これについて著者の次のような見解が私にとって非常に納得感をもって受け入れられたので以下引用します。(一部加筆修正)

「イエスはどういう人だっただろう。信仰を持たない私の勝手な推論を許していただきたい。イエスは少しずつ神の子になったのではあるまいか。と私は思う。イエスは言ってみれば宗教の天才ではなかったか。生れ落ちてしばらくはその才能もそう顕著には表れまい。ただの賢い子供だったろう。当人も意識しなかったろう。成長とともに、形而上学的思想、雄弁術、人類愛など後のイエスの特徴となるものへと知らず知らずのうちに青年イエスの心が傾き、いつの間にかその色合いを帯び、やがて意図的にその色を濃くするようになる。イエスにとっては洗礼を受けた時が一つのけじめだったろう。自分の使命を感じ、一生をその道に託そうと考えた。福音書をよむと全体の印象として、少しずつ少しずつ弟子たちの前に自分の神性をあらわにした気配がある。そうしなければ弟子たちに神性という異常なものを伝えられないから。そうした中で人々は彼を預言者として扱い、彼自身の中にも『私は神の使命を受けたものかもしれない』という確信へと変わり、彼が手を触れた人の病が治ったりする『偶然』が奇跡となり、そのうわさが広まれば広まるほど心因性の病気を治すのに役立つだろう。また、湖の浅瀬をただ歩いただけなのに水上を歩いたこととして伝わってしまう。結果、彼自身もある種の確信と自己暗示を得てさらに自分でも驚くほど見事に病人を治してしは神の子だ』とさらに確信し、その証明のために十字架にかかり、死後に復活することまで思い至るようになる。私の想像は伝統的なクリスチャンには耐えがたいほどの妄想に移るだろうが虚心に聖書を読んでいると私にはそんな風に感じられてならない。」

著者は自ら「勝手な推論」として伝統的なクリスチャンたちに遠慮しながらこの文章を書いていますが、私は著者のこの推論が決してイエス・キリストの「神性」に傷をつけるようなことにはならないと思いました。

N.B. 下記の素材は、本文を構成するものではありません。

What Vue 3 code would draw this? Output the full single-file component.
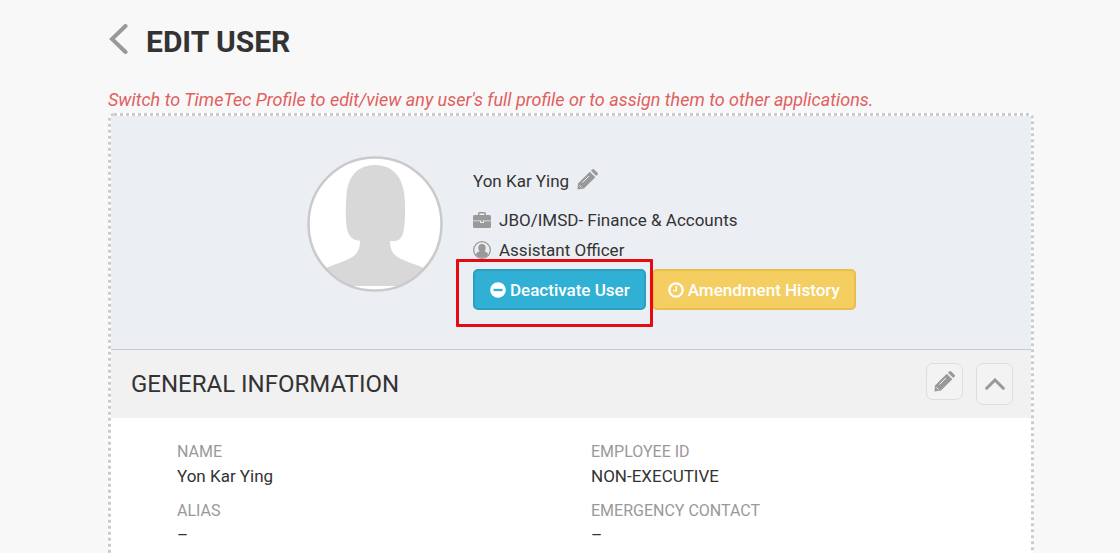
<script setup>
const fields = [
  { label: 'NAME', value: 'Yon Kar Ying' },
  { label: 'EMPLOYEE ID', value: 'NON-EXECUTIVE' },
  { label: 'ALIAS', value: '–' },
  { label: 'EMERGENCY CONTACT', value: '–' },
]
</script>

<template>
  <main class="page">
    <header class="title-bar">
      <a class="back" href="#" aria-label="Back">
        <svg width="20" height="30" viewBox="0 0 20 30"><path d="M17.500 2 4 15l13.500 13" fill="none" stroke="#999" stroke-width="4" stroke-linecap="round" /></svg>
      </a>
      <h1>EDIT USER</h1>
    </header>
    <p class="notice">Switch to TimeTec Profile to edit/view any user's full profile or to assign them to other applications.</p>

    <div class="card">
      <section class="profile">
        <svg class="avatar" viewBox="0 0 136 136" role="img" aria-label="Profile picture">
          <defs><clipPath id="avatar-clip"><circle cx="68" cy="68" r="66" /></clipPath></defs>
          <circle cx="68" cy="68" r="66.5" fill="#fff" />
          <path clip-path="url(#avatar-clip)" fill="#d8d8d8" d="M68 9C51 9 41 20 39.500 39C38.500 50 38.500 62 39.500 70C40.500 79 45 84.500 52 84.500H53C53 92 51 97 46 100.500C38 106 27 108 17 113C6 118 0 126 0 130H136C136 126 130 118 119 113C109 108 98 106 90 100.500C85 97 83 92 83 85H88C94 84.500 96.500 79 97.300 70C98.300 61 98.300 48 97.300 38C95 20 85 9 68 9Z" />
          <circle cx="68" cy="68" r="66.500" fill="none" stroke="#cacaca" stroke-width="2.500" />
        </svg>
        <div class="details">
          <div class="name-row">
            <span>Yon Kar Ying</span>
            <button class="plain" type="button" aria-label="Edit name">
              <svg width="21" height="21" viewBox="0 0 21 21"><g fill="#999"><path d="M12.800 2.700 18.300 8.200 7 19.500.5 20.500 1 14.500Z" /><path d="m14 1.700 1.200-1.200q1-1 2 0l3.300 3.300q1 1 0 2L19.300 7Z" /></g><path d="m2.500 16.500 2 2M5.500 13.500l6.500-6.500" stroke="#ebeef3" stroke-width="1" /></svg>
            </button>
          </div>
          <div class="info-row department">
            <svg width="18" height="16" viewBox="0 0 18 16"><g fill="#999"><path d="M5 3V1.500Q5 0 6.500 0h5Q13 0 13 1.500V3h3.500Q18 3 18 4.500V8.500H0V4.500Q0 3 1.500 3Zm1.500 0h5V1.500h-5Z" /><path d="M0 9.300h7v1.700h4V9.300h7v5.200q0 1.500-1.500 1.500h-15Q0 16 0 14.500Z" /><path d="M8 8.500h2v1.500H8Z" /></g></svg>
            <span>JBO/IMSD- Finance &amp; Accounts</span>
          </div>
          <div class="info-row">
            <svg width="18" height="18" viewBox="0 0 18 18"><circle cx="9" cy="9" r="8.300" fill="none" stroke="#999" stroke-width="1.300" /><path fill="#999" d="M9 3C6.500 3 5.300 4.600 5.300 6.800c0 1.600.6 2.800 1.300 3.500-2 .4-3.400 1.500-3.800 3.500C4.300 15.600 6.400 16.800 9 16.800s4.700-1.200 6.200-3c-.4-2-1.800-3.100-3.800-3.500.7-.7 1.300-1.900 1.300-3.500C12.700 4.600 11.500 3 9 3Z" /></svg>
            <span>Assistant Officer</span>
          </div>
          <div class="actions">
            <button class="btn history" type="button">
              <svg width="16" height="16" viewBox="0 0 16 16"><g fill="none" stroke="#fff"><circle cx="8" cy="8" r="6.700" stroke-width="2.300" /><path d="M8.300 4v4.600H5" stroke-width="1.400" /></g></svg>
              <span>Amendment History</span>
            </button>
            <div class="marked">
              <button class="btn deactivate" type="button">
                <svg width="16" height="16" viewBox="0 0 16 16"><circle cx="8" cy="8" r="7.800" fill="#fff" /><path d="M3.500 8h9" stroke="#30b0d5" stroke-width="2.300" /></svg>
                <span>Deactivate User</span>
              </button>
            </div>
          </div>
        </div>
      </section>

      <section>
        <div class="section-head">
          <h2>GENERAL INFORMATION</h2>
          <div class="tools">
            <button class="tool edit" type="button" aria-label="Edit general information">
              <svg width="21" height="21" viewBox="0 0 21 21"><g fill="#999"><path d="M12.800 2.700 18.300 8.200 7 19.500.5 20.500 1 14.500Z" /><path d="m14 1.700 1.200-1.200q1-1 2 0l3.300 3.300q1 1 0 2L19.300 7Z" /></g><path d="m2.500 16.500 2 2M5.500 13.500l6.500-6.500" stroke="#f3f3f3" stroke-width="1" /></svg>
            </button>
            <button class="tool collapse" type="button" aria-label="Collapse section">
              <svg width="20" height="12" viewBox="0 0 20 12"><path d="M1.700 10.300 10 2l8.300 8.300" fill="none" stroke="#999" stroke-width="3" stroke-linecap="round" /></svg>
            </button>
          </div>
        </div>
        <dl class="fields">
          <div v-for="field in fields" :key="field.label">
            <dt>{{ field.label }}</dt>
            <dd>{{ field.value }}</dd>
          </div>
        </dl>
      </section>
    </div>
  </main>
</template>

<style>
body { background: #f8f8f8; overflow: hidden; }
</style>

<style scoped>
* { box-sizing: border-box; }
.page {
  padding: 24px 86px 0 108px;
  font-family: Roboto, "Noto Sans", sans-serif;
  font-size: 17px;
  line-height: 24px;
  color: #333;
}
.title-bar { display: flex; align-items: center; gap: 18px; height: 36px; }
.back { display: flex; padding-bottom: 6px; }
h1 { margin: 0; font-size: 30px; line-height: 36px; font-weight: 700; }
h2 { margin: 0; font-size: 24px; line-height: 32px; font-weight: 400; }
.notice { margin: 28px 0 1px; color: #e06060; font-size: 18px; font-style: italic; white-space: nowrap; }
.card { border: 3px dotted #ccc; border-bottom: 0; border-radius: 6px 6px 0 0; background: #fff; }
.profile {
  display: flex;
  gap: 30px;
  padding: 40px 20px 39px 196px;
  background: #ebeef3;
  border-bottom: 1px solid #c6cad2;
}
.avatar { width: 136px; height: 136px; flex: none; }
.details { padding-top: 13px; }
.name-row, .info-row { display: flex; align-items: center; white-space: nowrap; }
.name-row { gap: 8px; }
.info-row { gap: 8px; height: 30px; }
.info-row svg { flex: none; }
.department { margin-top: 12px; }
.plain { display: flex; padding: 0 0 3px; border: 0; background: none; }
.actions { display: flex; flex-direction: row-reverse; justify-content: flex-end; gap: 6px; margin-top: 4px; }
.marked { position: relative; }
.marked::after {
  content: "";
  position: absolute;
  inset: -10px -7px -17px -17px;
  border: 3px solid #e60b12;
  border-radius: 1px;
  pointer-events: none;
}
.btn {
  display: flex;
  align-items: center;
  gap: 4px;
  height: 41px;
  padding: 0 14px 0 15px;
  border: 2px solid;
  border-radius: 5px;
  color: #fff;
  font: 500 17px/24px Roboto, "Noto Sans", sans-serif;
  white-space: nowrap;
}
.deactivate { background: #30b0d5; border-color: #2b9fc0; }
.history { padding: 0 14px; background: #f5ce62; border-color: #eabf49; }
.section-head {
  display: flex;
  align-items: center;
  justify-content: space-between;
  height: 68px;
  padding: 0 18px 0 20px;
  background: #f1f1f1;
}
.tools { display: flex; align-items: flex-start; gap: 13px; }
.tool {
  display: flex;
  align-items: center;
  justify-content: center;
  width: 37px;
  height: 37px;
  padding: 0;
  border: 1px solid #ddd;
  border-radius: 7px;
  background: #f3f3f3;
}
.collapse { height: 42px; }
.fields {
  display: grid;
  grid-template-columns: 1fr 1fr;
  row-gap: 10px;
  margin: 0;
  padding: 22px 26px 20px 66px;
}
dt { color: #999; font-size: 16px; }
dd { margin: 0; line-height: 25px; }
</style>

というよりは、そもそも「神性」というものはこういうものなのかもしれないと非常に大きな「納得感」を得ることができたのです。

聖母マリアの処女受胎によって生まれた「神の子」が一度死んで生き返ったなどということを何の批判的精神もなく受け入れるよりは、このような形でイエス・キリストという一人の天才が、決して自分や他人を騙す意図をもってではなく、本当の意味で自身を「神の子」と信じ切り、人々もそれを信じたことによって「神性」がそこに表出したと。

これは、1996年の「ローマカトリック教会の進化論容認」と同じような意味合いを持つと考えられ、こちらの方がずっと「世界宗教」であるキリスト教の理解としては健康的なものではないかと思うからです。